Depending on the light, it can look even more creepy, like below…

Good things there are other views to be had, too, when you do a tour around the island. Like here, all those waves coming through the narrow inlet and spreading over the calm pond! Such a pretty sight!

Or a different corner of the small pond — so fascinating how there are the different reflections, shadows and insights into the water happening simultaneously!

And the picture below just makes me happy. Doesn’t it evoke feelings of promise and a new day? (Although it must have been taken in the evening if the sun is on that side. But anyway, all that spring green! :-))

Another thing I observed on two evenings in a row: Sun dogs! Can you spot one in the image below?

Or in this one? Below there should even be two sun dogs (but maybe that’s mainly due to my active imagination…)

Wake watching at Ratzeburger Segelschule

The waves that ducks (or ships, or anything else moving through water) make are called “wakes”. And wake watching is so much fun! A wake is pretty much the Mach cone in 2D — waves from the duck can’t propagate faster than the leading edge of the wake. When a wake passes by, that’s the moment you would hear the supersonic boom of an aircraft in the Mach cone analogy. That explains why the wake develops as a feathery V with the duck at its tip. Or several ducks at the tips at several Vs, as in the picture above. How awesome is that?

But wake watching is usually more complicated than just Vs with stuff at their tips. See for example below — two ducks with Vs, two row boats also with Vs, but with the additional eddies where their oars pushed through the water.

See how different the two pairs of wakes look?

Or here, we have wakes again, but they are now occurring on a lake surface that shows more different waves: The half circles that my feet tapping on the water made! And, if you look closely, you can spot algae growing in the lake in the foreground of the picture.

Isn’t it fascinating how you see the algae in the foreground, but the further you look towards the other shore of the lake, the more you see the reflection of the sky or the other shore instead?

That’s due to a phenomenon called “total internal reflection“: For light that hits the interface between two different materials (air and water in this case), there are angles at which it can cross the interface (at steep angles we can look from the air into the water and see the algae), and others where it can’t (at small angles, we cannot look into the water, light gets reflected at the lake’s surface and we see the opposite shore instead).
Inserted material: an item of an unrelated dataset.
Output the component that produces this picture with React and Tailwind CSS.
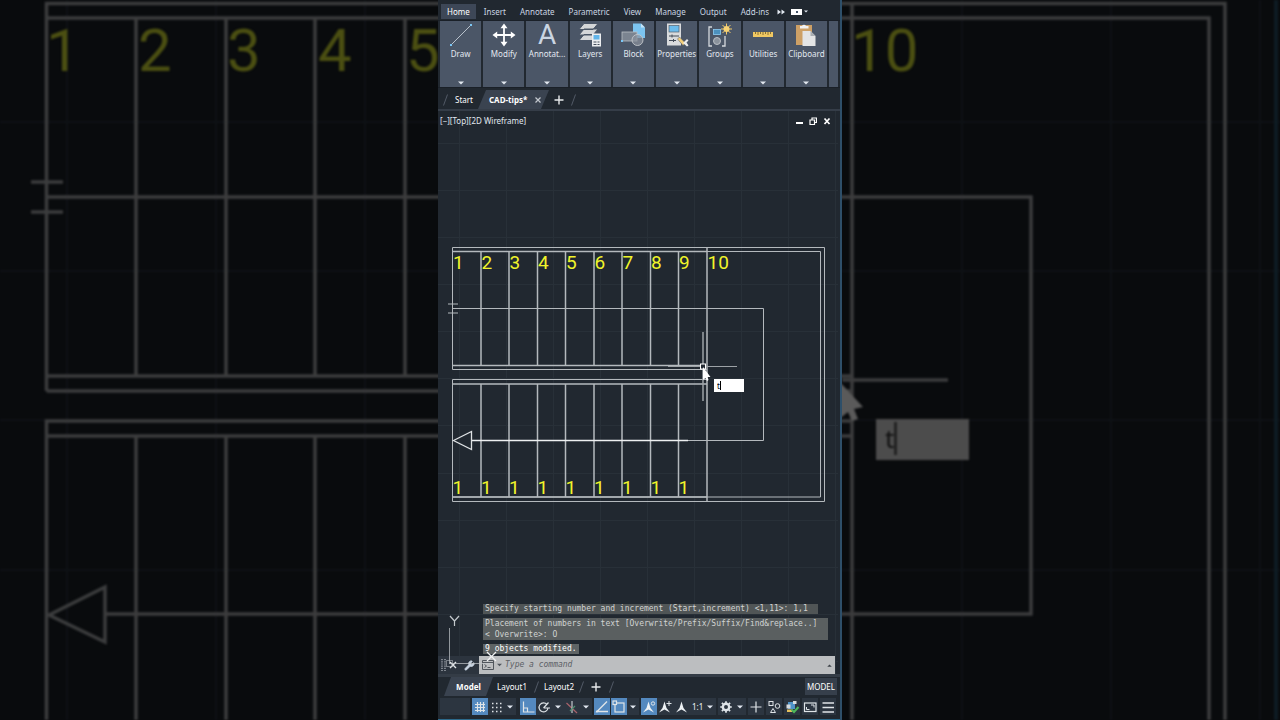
import { useState } from "react";
import { Wrench } from "lucide-react";

const menuTabs = ["Home", "Insert", "Annotate", "Parametric", "View", "Manage", "Output", "Add-ins"];
const steps = [1, 2, 3, 4, 5, 6, 7, 8, 9, 10];
const stepX = [452.5, 481, 509, 537.5, 565.5, 594, 622, 650.5, 678.5, 707];
const gridX = [459, 506, 553, 600, 647, 694, 741, 788, 835];
const gridY = [143, 190, 237, 284, 331, 378, 425, 473, 520, 567, 614, 661];

const Caret = () => (
  <svg viewBox="0 0 6 4" className="h-1 w-1.5 fill-slate-200">
    <path d="M0 0.5h6L3 3.5z" />
  </svg>
);

const DrawIcon = () => (
  <svg viewBox="0 0 24 24" className="h-6 w-6">
    <path d="M2 22 22 2" stroke="#b9c2cc" strokeWidth="1" />
    <rect x="1" y="21" width="2" height="2" fill="#7cc7f5" />
    <rect x="21" y="1" width="2" height="2" fill="#7cc7f5" />
  </svg>
);

const ModifyIcon = () => (
  <svg viewBox="0 0 24 24" className="h-6 w-6">
    <path d="M12 3v18M3 12h18" stroke="#fff" strokeWidth="1.8" />
    <path d="M12 0.5 15.5 5.2H8.500zM12 23.500 15.500 18.800H8.500zM0.500 12 5.200 8.500v7zM23.500 12 18.800 8.500v7z" fill="#fff" />
  </svg>
);

const AnnotateIcon = () => (
  <span className="flex h-6 w-6 items-center justify-center font-['Roboto',sans-serif] text-[28px] leading-6 text-slate-300">A</span>
);

const LayersIcon = () => (
  <svg viewBox="0 0 24 24" className="h-6 w-6">
    <path d="M6 0.5h14l-5 6H1zM6 6h14l-5 6H1zM6 11.500h14l-5 6H1z" fill="#d4d6d8" stroke="#4b5667" strokeWidth="1" />
    <rect x="14" y="10.500" width="9" height="13" fill="#eceef0" />
    <rect x="15.500" y="12" width="6" height="4.500" fill="#62b5ea" />
    <path d="M15.500 19h6M15.500 21.500h6" stroke="#46505e" strokeWidth="1" strokeDasharray="3 1" />
  </svg>
);

const BlockIcon = () => (
  <svg viewBox="0 0 24 24" className="h-6 w-6">
    <path d="M12 0.500h8l4 4V15H12z" fill="#7cc4f0" />
    <path d="M20 0.500v4h4z" fill="#c5e4f8" />
    <rect x="1" y="9" width="15" height="9" fill="#7b8490" stroke="#b9bec4" strokeWidth="0.800" />
    <circle cx="16.500" cy="17" r="5.500" fill="#8a929c" fillOpacity="0.700" stroke="#c2c6cb" strokeWidth="0.900" />
    <rect x="0" y="17" width="2" height="2" fill="#7cc7f5" />
  </svg>
);

const PropertiesIcon = () => (
  <svg viewBox="0 0 24 24" className="h-6 w-6">
    <rect x="2" y="0.500" width="14" height="22" fill="#d9dbdd" />
    <rect x="4" y="2.500" width="10" height="6.500" fill="#6cbcec" stroke="#55616f" strokeWidth="0.700" />
    <path d="M4 13h10M4 17.500h7M7 11.500v3M8.500 16v3" stroke="#434c59" strokeWidth="1" />
    <path d="m12.500 16 2-2 6 6-2.500 2.500z" fill="#f3cf7a" stroke="#4b5667" strokeWidth="0.500" />
    <path d="m18 20 4-4 1.500 1.500-2 2 2 3-1.500 1z" fill="#ececec" />
  </svg>
);

const GroupsIcon = () => (
  <svg viewBox="0 0 24 24" className="h-6 w-6" fill="none">
    <path d="M4 4H1v19h3M14 23h3V13" stroke="#d5d9dd" strokeWidth="1.300" />
    <rect x="5.500" y="6.500" width="7" height="5" fill="#4b90bd" stroke="#8ecdf2" strokeWidth="0.800" />
    <circle cx="9" cy="18" r="3.500" fill="#8a929c" stroke="#b9bec4" />
    <path d="M18.500 0.500v11M13 6h11M14.500 2l8 8M22.500 2l-8 8" stroke="#f3ca68" strokeWidth="1" />
    <circle cx="18.500" cy="6" r="3" fill="#f8d374" />
  </svg>
);

const UtilitiesIcon = () => (
  <svg viewBox="0 0 24 24" className="h-6 w-6">
    <rect x="2" y="9" width="20" height="5" fill="#f0c862" />
    <path d="M4.500 9v2M7 9v3M9.500 9v2M12 9v3M14.500 9v2M17 9v3M19.500 9v2" stroke="#6e5a2c" strokeWidth="0.800" />
  </svg>
);

const ClipboardIcon = () => (
  <svg viewBox="0 0 24 24" className="h-6 w-6">
    <rect x="2" y="2" width="16" height="20" fill="#cda066" />
    <path d="M6 3h2a2.200 2.200 0 0 1 4 0h2.500v2.500H6z" fill="#f2f2f2" />
    <path d="M8.500 8h8l5 5v10h-13z" fill="#e3e4e5" />
    <path d="M16.500 8v5h5z" fill="#a9adb2" />
  </svg>
);

const panels = [
  { label: "Draw", Icon: DrawIcon },
  { label: "Modify", Icon: ModifyIcon },
  { label: "Annotat...", Icon: AnnotateIcon },
  { label: "Layers", Icon: LayersIcon },
  { label: "Block", Icon: BlockIcon },
  { label: "Properties", Icon: PropertiesIcon },
  { label: "Groups", Icon: GroupsIcon },
  { label: "Utilities", Icon: UtilitiesIcon },
  { label: "Clipboard", Icon: ClipboardIcon },
];

// Enlarged, dimmed copy of the drawing that fills the window behind the editor
const Backdrop = () => (
  <svg
    viewBox="0 0 1280 720"
    preserveAspectRatio="xMidYMid slice"
    className="absolute inset-0 h-full w-full blur-[1px]"
    aria-hidden="true"
    fill="none"
  >
    <g stroke="#0f1216" strokeWidth="2">
      <path d="M67 0V720M216 0V720M365 0V720M962 0V720M1111 0V720M1260 0V720" />
      <path d="M0 122H1280M0 271H1280M0 420H1280M0 570H1280" />
    </g>
    <g stroke="#3c3d3e" strokeWidth="3.500">
      <path d="M46.500 391V3.500H1225V720M46.500 391H852M46.500 18H1209V720M46.500 376H852" />
      <path d="M46.500 720V421H852M46.500 436H852" />
      <path d="M136 18V376M226 18V376M315 18V376M405 18V376M136 436V720M226 436V720M315 436V720M405 436V720M852 4V720" />
      <path d="M46 197H1031V614H106" />
      <path d="M31 182H63M31 212H63M842 380H948" />
      <path d="M49 615 105 587V642Z" />
    </g>
    <g fill="#4b4f12" className="font-['Roboto',sans-serif] text-[60px]">
      <text x="46" y="71">1</text>
      <text x="138" y="71">2</text>
      <text x="227" y="71">3</text>
      <text x="318" y="71">4</text>
      <text x="406" y="71">5</text>
      <text x="851" y="71">10</text>
    </g>
    <path d="M838 380 863 407 854 409 858 419 852 421 848 412 838 420Z" fill="#5a5a5a" />
    <rect x="876" y="419" width="93" height="41" fill="#4c4c4c" />
    <text x="885" y="448" fill="#101010" className="font-['Noto_Sans',sans-serif] text-[26px]">t</text>
    <path d="M895.500 422V455" stroke="#101010" strokeWidth="2" />
    <path d="M1276 0V720" stroke="#0e1c24" strokeWidth="4" />
  </svg>
);

const StairPlan = () => (
  <svg viewBox="438 111 402 563" className="absolute inset-x-0 top-0 w-full" fill="none" role="img" aria-label="Stair plan">
    <g stroke="#283038">
      {gridX.map((x) => (
        <path key={x} d={`M${x + 0.5} 111V674`} />
      ))}
      {gridY.map((y) => (
        <path key={y} d={`M438 ${y + 0.5}H838`} />
      ))}
    </g>
    <g stroke="#b4b9bd">
      <path d="M452.500 369.500V247.500H824.500V501.500H452.500V379.500H707M452.500 369.500H707" />
      <path d="M452.500 251.500H820.500V497H452.500M452.500 308.500H763.500V440.500H688" />
      <path d="M448 304H458M448 313H458" />
      <path d="M707 247V502" strokeWidth="1.500" />
      <path d="M453 365.500H703M453 384H707M453 251.500H707M453 497H707" strokeWidth="1.500" />
      {stepX.slice(1, 9).map((x) => (
        <path key={x} d={`M${x} 252V365M${x} 384V497`} strokeWidth="1.500" />
      ))}
    </g>
    <path d="M471 440.500H688" stroke="#eef0f1" strokeWidth="1.400" />
    <path d="M453.500 440.500 471.500 431.500V449.500Z" stroke="#dfe2e4" strokeWidth="1.300" />
    <g fill="#f0f42a" className="font-['Roboto',sans-serif] text-[19px]">
      {steps.map((n, i) => (
        <text key={n} x={stepX[i] + 0.5} y="269">{n}</text>
      ))}
      {steps.slice(0, 9).map((n, i) => (
        <text key={n} x={stepX[i]} y="494">1</text>
      ))}
    </g>
    <g stroke="#9da2a6">
      <path d="M703 332V401" strokeWidth="1.500" />
      <path d="M668 366.500H737" />
    </g>
    <rect x="700.500" y="364" width="5" height="5" fill="#222931" stroke="#fff" />
    <path d="M703 367V380L705.500 378 707 381 708.500 380 707.500 377H710.500Z" fill="#fff" />
  </svg>
);

const Ucs = () => (
  <svg viewBox="0 0 60 60" className="pointer-events-none absolute bottom-0 left-0 h-[60px] w-[60px]" fill="none" stroke="#c3c8cc" aria-hidden="true">
    <path d="M12 2 16.500 7 21 2M16.500 7V12" strokeWidth="1.200" />
    <path d="M11.500 14V50M11.500 49.500H54" strokeOpacity="0.700" />
    <rect x="8.500" y="46.500" width="6" height="6" strokeOpacity="0.500" />
    <path d="M49 38 58 47M58 38 49 47" stroke="#f1f2f3" strokeWidth="1.300" />
  </svg>
);

const Slash = () => (
  <svg viewBox="0 0 5 12" className="h-3 w-[5px]" stroke="#525b67" aria-hidden="true">
    <path d="M4.500 0.500 0.500 11.500" />
  </svg>
);

const PlusIcon = () => (
  <svg viewBox="0 0 10 10" className="h-2.5 w-2.5" stroke="#e8eaec" strokeWidth="1.400">
    <path d="M5 0.500V9.500M0.500 5H9.500" />
  </svg>
);

const StatusButton = ({ label, active, children }) => (
  <button
    aria-label={label}
    aria-pressed={active}
    className={`flex h-[17px] w-4 items-center justify-center ${active ? "bg-[#5489bf]" : "bg-[#2c3540]"}`}
  >
    <svg viewBox="0 0 16 16" className="h-4 w-4" fill="none" stroke="#dfe4e8" strokeWidth="1.200">
      {children}
    </svg>
  </button>
);

const StatusCaret = ({ label }) => (
  <button aria-label={label} className="flex h-[17px] w-3 items-center justify-center bg-[#2c3540]">
    <Caret />
  </button>
);

const StatusBar = () => (
  <footer className="flex items-center gap-0.5 border-b border-[#2c6a8c] px-0.5 pb-1">
    <div className="h-[17px] w-[30px] bg-[#2c3540]" />
    <div className="flex">
      <StatusButton label="Grid" active>
        <path d="M5.500 3v10M8.500 3v10M11.500 3v10M3 5.500h10M3 8.500h10M3 11.500h10" />
      </StatusButton>
      <StatusButton label="Snap mode">
        <path d="M4 4.500h10M4 8.500h10M4 12.500h10" strokeDasharray="1.500 2.500" strokeWidth="1.500" />
      </StatusButton>
      <StatusCaret label="Snap options" />
    </div>
    <div className="ml-0.5 flex">
      <StatusButton label="Ortho mode" active>
        <path d="M3.500 2.500v10.500h11M3.500 9h4v4" />
      </StatusButton>
      <StatusButton label="Polar tracking">
        <path d="M11 5.500a4.500 4.500 0 1 0 1 3.500M7.500 9h6.500M7.500 9l5-5.500" />
      </StatusButton>
      <StatusCaret label="Polar options" />
      <StatusButton label="Isometric drafting">
        <path d="M2.500 4 13 14" stroke="#a8636b" />
        <path d="M8 2v12" stroke="#c4c9ce" />
        <path d="M11 7 6 12" stroke="#4c8f70" />
      </StatusButton>
      <StatusCaret label="Isometric options" />
    </div>
    <div className="flex">
      <StatusButton label="Object snap tracking" active>
        <path d="M13 2.500 3 12.500h11" strokeWidth="1.400" />
        <circle cx="3" cy="12.500" r="0.500" />
      </StatusButton>
      <div className="w-px" />
      <StatusButton label="Object snap" active>
        <rect x="4" y="4" width="9" height="9" />
        <rect x="2" y="2" width="3.500" height="3.500" fill="#5489bf" />
      </StatusButton>
      <StatusCaret label="Snap settings" />
    </div>
    <div className="flex">
      <StatusButton label="Annotation visibility" active>
        <path d="M7.500 2.500 9.500 9l3.500 4.500-5.500-3-5.500 3L5.500 9z" fill="#eef2f5" stroke="none" />
        <circle cx="12" cy="4.500" r="1.700" strokeWidth="1" />
      </StatusButton>
      <StatusButton label="Auto scale">
        <path d="M7.500 2.500 9.500 9l3.500 4.500-5.500-3-5.500 3L5.500 9z" fill="#eef2f5" stroke="none" />
        <path d="M12 2v5M9.500 4.500h5" strokeWidth="1" />
      </StatusButton>
      <StatusButton label="Annotation scale">
        <path d="M8.500 2.500 10.500 9l3.500 4.500-5.500-3-5.500 3L6.500 9z" fill="#eef2f5" stroke="none" />
      </StatusButton>
      <button className="flex h-[17px] items-center gap-1 bg-[#2c3540] px-[3px] text-[8px] text-slate-100">
        1:1
        <Caret />
      </button>
    </div>
    <div className="flex">
      <StatusButton label="Workspace">
        <circle cx="8" cy="8" r="3.200" strokeWidth="2.400" />
        <path d="M8 2.200v2.300M8 11.500v2.300M2.200 8h2.300M11.500 8h2.300M3.900 3.900l1.600 1.600M10.500 10.500l1.600 1.600M12.100 3.900l-1.600 1.600M5.500 10.500l-1.600 1.600" strokeWidth="1.700" />
      </StatusButton>
      <StatusCaret label="Workspace options" />
    </div>
    <StatusButton label="Annotation monitor">
      <path d="M8 2.500v11M2.500 8h11" />
    </StatusButton>
    <StatusButton label="Isolate objects">
      <rect x="3" y="2.500" width="4" height="4" strokeWidth="1" />
      <circle cx="11.500" cy="7" r="2.300" strokeWidth="1" />
      <path d="M4.500 13.500 7 9.500l2.500 4z" strokeWidth="1" />
    </StatusButton>
    <StatusButton label="Graphics performance">
      <path d="M4 3h7v7H4z" fill="#4f93c8" stroke="none" />
      <path d="M2.500 5.500h4v4h-4zM9 2h3.500v3H9z" fill="#d7dbde" stroke="none" />
      <path d="M3 10.500h5v2.500H3z" fill="#e4c15d" stroke="none" />
      <path d="M7.500 10.500 10 13l4.500-5" stroke="#4fb85a" strokeWidth="2" />
    </StatusButton>
    <StatusButton label="Clean screen">
      <rect x="2.500" y="4" width="11.500" height="8.500" />
      <path d="M9 6h3v2.500M7.500 10.500h-3V8" strokeWidth="1" />
    </StatusButton>
    <StatusButton label="Customization">
      <path d="M2.500 4h11.500M2.500 8.500h11.500M2.500 13h11.500" strokeWidth="1.500" />
    </StatusButton>
  </footer>
);

const App = () => {
  const [dynamicInput, setDynamicInput] = useState("t");
  const [command, setCommand] = useState("");

  return (
    <div className="relative min-h-screen overflow-hidden bg-[#090b0d] font-['Noto_Sans',sans-serif] text-[8px] leading-3 text-slate-200">
      <Backdrop />

      <main className="relative mx-auto flex min-h-screen w-full max-w-[404px] flex-col border-r-2 border-[#2e4f69] bg-[#212830]">
        {/* Menu */}
        <nav className="flex h-5 items-end gap-3.5 pb-px pl-[3px] text-slate-300">
          {menuTabs.map((tab) => (
            <button
              key={tab}
              className={tab === "Home" ? "-mr-1.5 h-[15px] bg-[#3d4757] px-1.5 text-white" : "h-[15px]"}
            >
              {tab}
            </button>
          ))}
          <button aria-label="More tabs" className="-ml-1.5 flex h-[15px] items-center gap-1.5">
            <svg viewBox="0 0 8 6" className="h-1.5 w-2 fill-slate-200">
              <path d="M0.500 0.500 4 3 0.500 5.500zM4.500 0.500 8 3 4.500 5.500z" />
            </svg>
            <span className="flex h-[6px] w-[11px] items-center justify-center bg-white">
              <span className="h-0.5 w-0.5 bg-slate-600" />
            </span>
            <svg viewBox="0 0 6 4" className="-ml-1 h-[3px] w-1 fill-slate-200">
              <path d="M0 0.500h6L3 3.500z" />
            </svg>
          </button>
        </nav>

        {/* Ribbon */}
        <section className="flex h-[68px] gap-0.5 border-y border-[#1a2028] px-0.5">
          {panels.map(({ label, Icon }) => (
            <button key={label} className="flex min-w-0 flex-1 flex-col items-center bg-[#4b5667] pt-0.5 pb-0.5 text-slate-200">
              <Icon />
              <span className="mt-px whitespace-nowrap">{label}</span>
              <span className="mt-auto">
                <Caret />
              </span>
            </button>
          ))}
          <div className="w-[9px] bg-[#4b5667]" />
        </section>

        {/* Open files */}
        <div className="flex h-[23px] items-center border-b-2 border-[#353d48] pt-0.5 pl-[5px]">
          <Slash />
          <button className="ml-[7px] text-white">Start</button>
          <div className="relative ml-[5px] flex h-full w-[71px] items-center justify-between pr-2 pl-[11px] font-bold text-white">
            <svg viewBox="0 0 71 20" preserveAspectRatio="none" className="absolute inset-0 h-full w-full fill-[#3a4350]">
              <path d="M8 0H71L63 20H0z" />
            </svg>
            <button className="relative">CAD-tips*</button>
            <button aria-label="Close CAD-tips" className="relative">
              <svg viewBox="0 0 6 6" className="h-1.5 w-1.5" stroke="#c3c8ce" strokeWidth="1.200">
                <path d="M0.500 0.500 5.500 5.500M5.500 0.500 0.500 5.500" />
              </svg>
            </button>
          </div>
          <button aria-label="New drawing" className="mr-[7px] ml-[5px]">
            <PlusIcon />
          </button>
          <Slash />
        </div>

        {/* Drawing area */}
        <section className="relative flex flex-1 flex-col overflow-hidden">
          <StairPlan />
          <div className="absolute top-[268px] left-[276px]">
            <input
              aria-label="Dynamic input"
              value={dynamicInput}
              onChange={(e) => setDynamicInput(e.target.value)}
              className="block h-[13px] w-[30px] bg-white pl-[3px] text-[8px] text-black outline-none"
            />
            <span className="absolute top-0.5 left-1.5 h-[9px] w-px bg-black" />
          </div>

          <div className="relative flex items-center justify-between pt-1 pr-[9px] pl-0.5">
            <button>[−][Top][2D Wireframe]</button>
            <div className="flex items-center gap-1.5">
              <button aria-label="Minimize">
                <svg viewBox="0 0 8 8" className="h-2 w-2" stroke="#fff" strokeWidth="2">
                  <path d="M1 6H8" />
                </svg>
              </button>
              <button aria-label="Restore">
                <svg viewBox="0 0 8 8" className="h-2 w-2" fill="none" stroke="#fff" strokeWidth="1.200">
                  <path d="M1 3h4.500v4.500H1zM3 3V1h4.500v4.500h-2" />
                </svg>
              </button>
              <button aria-label="Close">
                <svg viewBox="0 0 8 8" className="h-2 w-2" stroke="#fff" strokeWidth="1.700">
                  <path d="M1.500 1.500 6.500 7M6.500 1.500 1.500 7" />
                </svg>
              </button>
            </div>
          </div>

          <div className="relative mt-auto mb-0.5 ml-[45px] flex flex-col items-start gap-1 font-['DejaVu_Sans_Mono','Liberation_Mono',monospace] leading-[10px] text-[#d0d3d2]">
            <p className="w-[335px] bg-[#505556] px-0.5 whitespace-nowrap">
              Specify starting number and increment (Start,increment) &lt;1,11&gt;: 1,1
            </p>
            <p className="w-[345px] bg-[#5a5f60] px-0.5 leading-[11px] whitespace-nowrap">
              Placement of numbers in text [Overwrite/Prefix/Suffix/Find&amp;replace..]
              <br />
              &lt; Overwrite&gt;: O
            </p>
            <p className="bg-[#5f6465] px-0.5 text-white">9 objects modified.</p>
          </div>

          {/* Command line */}
          <div className="relative flex h-[18px] items-center pr-[5px]">
            <div className="flex h-full w-[41px] items-center bg-[#2c343e] pl-[3px]">
              <svg viewBox="0 0 5 12" className="h-3 w-[5px]" stroke="#b5bac0" strokeWidth="1.200" strokeDasharray="1.200 1">
                <path d="M1 0V12M4 0V12" />
              </svg>
              <button aria-label="Close command line" className="ml-[3px]">
                <svg viewBox="0 0 8 8" className="h-2 w-2" stroke="#e3e6e9" strokeWidth="1.400">
                  <path d="M1 1 7 7M7 1 1 7" />
                </svg>
              </button>
              <button aria-label="Customize" className="ml-[7px]">
                <Wrench className="h-[11px] w-[11px] fill-slate-300 text-slate-300" />
              </button>
            </div>
            <label className="flex h-full flex-1 items-center gap-[3px] bg-[#bcbec0] px-[3px]">
              <svg viewBox="0 0 12 10" className="h-2.5 w-3" fill="none" stroke="#50565d">
                <path d="M0.500 0.500h11v9H0.500zM0.500 2.500h11" />
                <path d="M2.500 4.500 4.500 6 2.500 7.500M5.500 7.500h3" />
              </svg>
              <svg viewBox="0 0 6 4" className="h-1 w-[5px] fill-[#50565d]">
                <path d="M0 0.500h6L3 3.500z" />
              </svg>
              <input
                aria-label="Command"
                value={command}
                onChange={(e) => setCommand(e.target.value)}
                placeholder="Type a command"
                className="min-w-0 flex-1 font-['DejaVu_Sans_Mono','Liberation_Mono',monospace] text-[8px] italic outline-none placeholder:text-[#5c6166]"
              />
              <svg viewBox="0 0 6 4" className="h-[3px] w-[5px] fill-[#3d4248]">
                <path d="M0 3.500h6L3 0.500z" />
              </svg>
            </label>
          </div>
          <Ucs />
        </section>

        {/* Layout tabs */}
        <div className="flex h-6 items-center border-t-[3px] border-[#343c46] pr-[3px] pb-0.5 pl-1.5 text-white">
          <button className="relative flex h-[19px] w-[49px] items-center justify-center font-bold">
            <svg viewBox="0 0 49 19" preserveAspectRatio="none" className="absolute inset-0 h-full w-full fill-[#3a4350]">
              <path d="M7 0H49L42 19H0z" />
            </svg>
            <span className="relative">Model</span>
          </button>
          <button className="mr-[7px] ml-1">Layout1</button>
          <Slash />
          <button className="mx-[5px]">Layout2</button>
          <Slash />
          <button aria-label="New layout" className="mr-2 ml-[7px]">
            <PlusIcon />
          </button>
          <Slash />
          <button className="ml-auto h-[17px] bg-[#363f4b] px-0.5">MODEL</button>
        </div>

        <StatusBar />
      </main>
    </div>
  );
};

export default App;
This fascinates me time and time again!

Note how the duck in the image above doesn’t actually have a wake? That’s because it’s swimming too slowly for the wake to develop — it is just radiating ring waves in all directions.

Below, this is kind of a boarder line wake — we can see the V developing, but se also still see the ring waves in the spot where the duck first started swimming.

But of course, wakes are only straight Vs when the ship is driving in a straight line, too, otherwise it will get deformed like below.

And just because I love this picture so much: Here is a wake coming across the lake

The perfect wave — and why this is not a fake image

This picture might look fake, but it’s not.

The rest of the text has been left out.